MAKING FRIENDS

 “I will form new friendships. I will seek friendships to enable me to share many of the good things that life had provided. In friendship I can fearlessly reach out to others and embrace them in genuine love because of their sake not because of my hidden pathological needs. I can laugh, love, share etc. … in the certain knowledge that my own aloneness is OK – in knowing that it is my place of being at home.”

Oftentimes we are forced into aloneness because of the loss of someone we loved due to divorce or death.  It is in the aftermath of these events that we are not only separated from our lover but from the relationships associated with them.

Divorce is certainly different than death in this regard.  In my case, and probably in others, the divorce shifted friendships between us two parties.  It was not my friends fault but my own because of natural affinities friends had to either of us.  In my case I also moved physically to the other side of the world and lost contact with them.

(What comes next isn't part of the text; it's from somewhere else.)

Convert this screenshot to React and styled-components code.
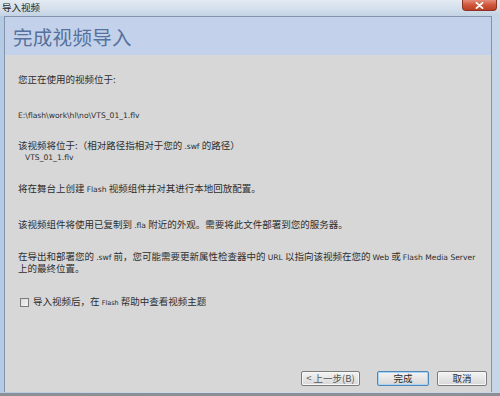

On returning to the US after eight years in Dubai, I no longer had connections and found it hard to make new friends.  My natural shyness and aloofness didn’t foster my making new friends outside of work.

I have tried to be more gregarious and outgoing but it is difficult for me.  As I gradually make new friends, I am trying to be more in tune with what friendship really is.  As an “older” person, the relationship isn’t so much social as it is when younger.  I don’t seek them to satisfy some need other than having people to talk to and grow together.

The relationship is based on my desire to share part of my “experience, strength, and hope” about life.  To give more to the relationship, than I expect out of it– which is only honesty, open-mindedness, and a commitment to doing what is right.